- [EXTRACTED ENTRIES]

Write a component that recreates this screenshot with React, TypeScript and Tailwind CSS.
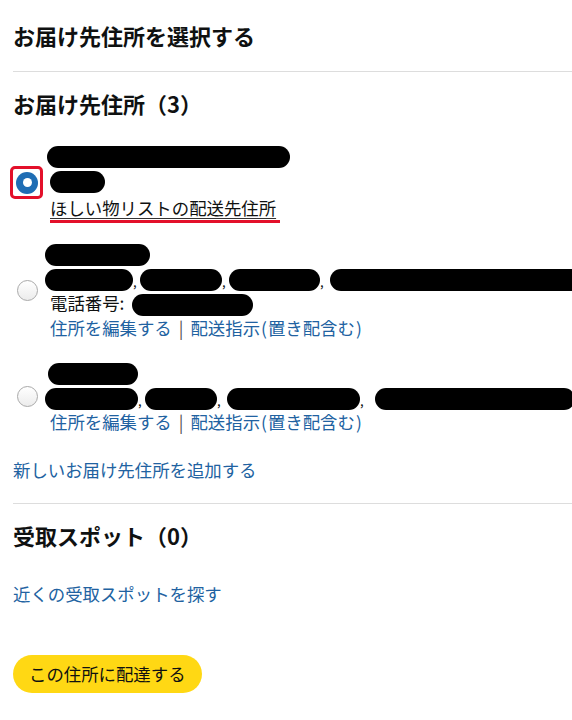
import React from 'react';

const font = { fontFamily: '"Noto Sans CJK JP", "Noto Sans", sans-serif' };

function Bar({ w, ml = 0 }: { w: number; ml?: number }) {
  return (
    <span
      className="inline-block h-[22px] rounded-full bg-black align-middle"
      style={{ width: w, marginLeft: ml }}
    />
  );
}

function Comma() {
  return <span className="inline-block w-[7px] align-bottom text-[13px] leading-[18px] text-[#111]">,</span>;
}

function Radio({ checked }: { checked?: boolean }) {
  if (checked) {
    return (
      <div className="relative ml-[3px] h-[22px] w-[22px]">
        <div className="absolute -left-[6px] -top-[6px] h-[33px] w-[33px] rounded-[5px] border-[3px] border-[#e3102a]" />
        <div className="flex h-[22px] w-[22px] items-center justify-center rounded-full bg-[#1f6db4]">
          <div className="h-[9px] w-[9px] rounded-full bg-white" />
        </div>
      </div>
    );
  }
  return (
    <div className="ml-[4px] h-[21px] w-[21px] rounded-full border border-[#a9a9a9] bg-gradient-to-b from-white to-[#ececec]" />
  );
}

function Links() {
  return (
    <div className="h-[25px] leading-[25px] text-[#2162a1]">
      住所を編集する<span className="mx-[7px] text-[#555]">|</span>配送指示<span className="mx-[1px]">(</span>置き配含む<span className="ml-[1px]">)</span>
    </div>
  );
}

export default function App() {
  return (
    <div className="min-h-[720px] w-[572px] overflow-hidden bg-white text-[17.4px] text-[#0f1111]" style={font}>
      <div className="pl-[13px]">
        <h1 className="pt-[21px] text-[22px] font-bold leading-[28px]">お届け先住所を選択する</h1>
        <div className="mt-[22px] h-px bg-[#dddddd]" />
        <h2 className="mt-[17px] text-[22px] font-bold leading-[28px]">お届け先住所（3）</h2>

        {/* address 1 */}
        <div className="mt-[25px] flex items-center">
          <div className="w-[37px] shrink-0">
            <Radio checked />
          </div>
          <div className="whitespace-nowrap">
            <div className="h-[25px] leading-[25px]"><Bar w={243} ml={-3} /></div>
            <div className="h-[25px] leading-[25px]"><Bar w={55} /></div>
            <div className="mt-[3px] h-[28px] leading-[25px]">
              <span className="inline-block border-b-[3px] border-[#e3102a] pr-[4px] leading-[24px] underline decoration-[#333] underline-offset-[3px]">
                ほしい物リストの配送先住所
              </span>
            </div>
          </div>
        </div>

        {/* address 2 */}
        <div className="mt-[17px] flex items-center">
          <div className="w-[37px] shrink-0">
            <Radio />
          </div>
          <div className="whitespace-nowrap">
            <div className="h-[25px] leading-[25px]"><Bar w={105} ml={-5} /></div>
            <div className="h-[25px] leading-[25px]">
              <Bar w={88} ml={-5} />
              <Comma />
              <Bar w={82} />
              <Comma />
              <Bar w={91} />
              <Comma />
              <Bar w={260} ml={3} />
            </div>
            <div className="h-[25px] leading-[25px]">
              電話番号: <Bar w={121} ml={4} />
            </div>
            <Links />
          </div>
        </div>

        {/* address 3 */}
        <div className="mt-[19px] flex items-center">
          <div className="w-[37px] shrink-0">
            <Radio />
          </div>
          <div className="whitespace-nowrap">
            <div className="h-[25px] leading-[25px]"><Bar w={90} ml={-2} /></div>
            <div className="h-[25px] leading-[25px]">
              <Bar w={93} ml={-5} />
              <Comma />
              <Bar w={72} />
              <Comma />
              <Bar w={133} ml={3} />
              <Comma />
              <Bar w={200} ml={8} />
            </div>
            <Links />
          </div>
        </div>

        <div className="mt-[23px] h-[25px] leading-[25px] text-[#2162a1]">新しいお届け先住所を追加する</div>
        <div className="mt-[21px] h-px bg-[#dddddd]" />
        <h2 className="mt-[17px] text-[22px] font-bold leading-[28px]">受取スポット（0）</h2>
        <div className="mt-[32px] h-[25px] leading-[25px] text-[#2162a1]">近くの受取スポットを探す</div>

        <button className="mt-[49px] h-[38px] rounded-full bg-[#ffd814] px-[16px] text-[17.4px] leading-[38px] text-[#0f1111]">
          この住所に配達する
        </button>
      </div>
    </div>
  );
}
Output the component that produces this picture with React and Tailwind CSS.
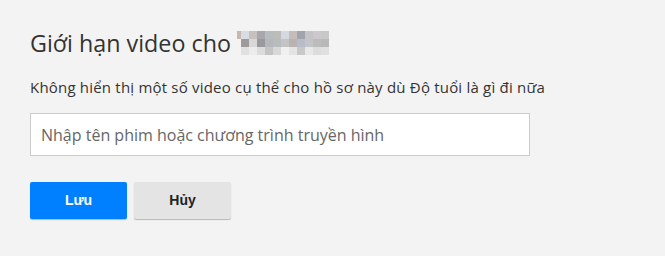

* * *

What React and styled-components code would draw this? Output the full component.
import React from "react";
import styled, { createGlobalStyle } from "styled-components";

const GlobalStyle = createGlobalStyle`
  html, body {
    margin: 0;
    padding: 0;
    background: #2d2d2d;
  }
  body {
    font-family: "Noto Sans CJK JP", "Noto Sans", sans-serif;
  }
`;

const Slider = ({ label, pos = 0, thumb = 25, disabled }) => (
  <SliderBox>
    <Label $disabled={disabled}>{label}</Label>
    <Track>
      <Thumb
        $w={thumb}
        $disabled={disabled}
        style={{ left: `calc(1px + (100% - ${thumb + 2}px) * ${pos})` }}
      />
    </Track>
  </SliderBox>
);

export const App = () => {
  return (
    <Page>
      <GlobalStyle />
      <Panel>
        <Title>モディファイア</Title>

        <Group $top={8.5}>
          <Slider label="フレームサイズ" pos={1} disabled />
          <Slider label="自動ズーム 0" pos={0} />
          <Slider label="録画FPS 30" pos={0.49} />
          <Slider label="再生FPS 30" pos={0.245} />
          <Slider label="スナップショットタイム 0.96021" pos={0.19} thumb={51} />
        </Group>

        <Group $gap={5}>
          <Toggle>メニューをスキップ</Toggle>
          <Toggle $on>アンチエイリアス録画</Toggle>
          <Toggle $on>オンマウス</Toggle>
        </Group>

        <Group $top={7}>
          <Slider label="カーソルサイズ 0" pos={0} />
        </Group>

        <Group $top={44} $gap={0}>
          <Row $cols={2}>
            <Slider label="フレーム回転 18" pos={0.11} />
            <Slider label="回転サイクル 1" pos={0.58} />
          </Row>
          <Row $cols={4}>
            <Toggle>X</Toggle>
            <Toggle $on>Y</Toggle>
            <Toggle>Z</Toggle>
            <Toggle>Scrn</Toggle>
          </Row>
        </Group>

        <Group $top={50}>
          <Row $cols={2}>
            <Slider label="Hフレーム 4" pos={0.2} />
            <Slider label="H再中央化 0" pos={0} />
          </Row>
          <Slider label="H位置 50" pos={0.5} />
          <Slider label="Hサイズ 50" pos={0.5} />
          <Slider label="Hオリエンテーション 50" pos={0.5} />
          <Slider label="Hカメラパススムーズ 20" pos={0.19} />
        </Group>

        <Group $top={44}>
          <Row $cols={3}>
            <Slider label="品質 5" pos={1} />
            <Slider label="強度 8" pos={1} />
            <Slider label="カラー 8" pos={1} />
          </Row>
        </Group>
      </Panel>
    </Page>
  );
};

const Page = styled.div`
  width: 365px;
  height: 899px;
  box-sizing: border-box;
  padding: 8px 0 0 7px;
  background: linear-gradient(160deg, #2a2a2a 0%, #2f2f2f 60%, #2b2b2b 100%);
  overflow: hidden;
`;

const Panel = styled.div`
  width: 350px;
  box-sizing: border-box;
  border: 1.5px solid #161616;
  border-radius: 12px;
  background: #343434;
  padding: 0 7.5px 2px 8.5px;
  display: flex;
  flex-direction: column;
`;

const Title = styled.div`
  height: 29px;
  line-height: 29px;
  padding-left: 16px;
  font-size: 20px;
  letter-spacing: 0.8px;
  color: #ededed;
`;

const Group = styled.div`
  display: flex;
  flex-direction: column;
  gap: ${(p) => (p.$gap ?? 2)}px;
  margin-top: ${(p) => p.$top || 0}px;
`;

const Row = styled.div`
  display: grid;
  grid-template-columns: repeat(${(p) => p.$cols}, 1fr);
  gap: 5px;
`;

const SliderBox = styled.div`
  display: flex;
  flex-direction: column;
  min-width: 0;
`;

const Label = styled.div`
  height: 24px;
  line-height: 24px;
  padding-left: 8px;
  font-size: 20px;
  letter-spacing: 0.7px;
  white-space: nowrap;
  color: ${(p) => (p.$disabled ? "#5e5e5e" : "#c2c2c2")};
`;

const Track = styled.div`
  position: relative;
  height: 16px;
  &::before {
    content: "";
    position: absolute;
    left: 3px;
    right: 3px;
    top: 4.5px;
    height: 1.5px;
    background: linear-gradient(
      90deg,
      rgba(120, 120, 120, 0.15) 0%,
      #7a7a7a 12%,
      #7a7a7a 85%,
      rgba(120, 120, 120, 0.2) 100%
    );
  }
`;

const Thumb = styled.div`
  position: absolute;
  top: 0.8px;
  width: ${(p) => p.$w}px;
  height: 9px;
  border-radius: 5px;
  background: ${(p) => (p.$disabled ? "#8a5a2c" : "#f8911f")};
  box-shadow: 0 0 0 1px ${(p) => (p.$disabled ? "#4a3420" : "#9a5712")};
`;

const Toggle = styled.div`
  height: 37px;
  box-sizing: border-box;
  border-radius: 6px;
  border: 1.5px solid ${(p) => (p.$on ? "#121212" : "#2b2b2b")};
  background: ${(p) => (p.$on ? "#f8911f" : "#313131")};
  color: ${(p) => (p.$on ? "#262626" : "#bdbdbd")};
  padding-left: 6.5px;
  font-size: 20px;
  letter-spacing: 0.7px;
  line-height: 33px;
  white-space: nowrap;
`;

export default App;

...

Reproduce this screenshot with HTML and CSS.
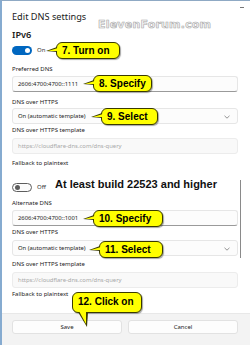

- [TASK TO CARRY OUT] For the entries above, state how many lines contain the word "this". Provide the number by itself.

- [REPLY TO THE TASK] 4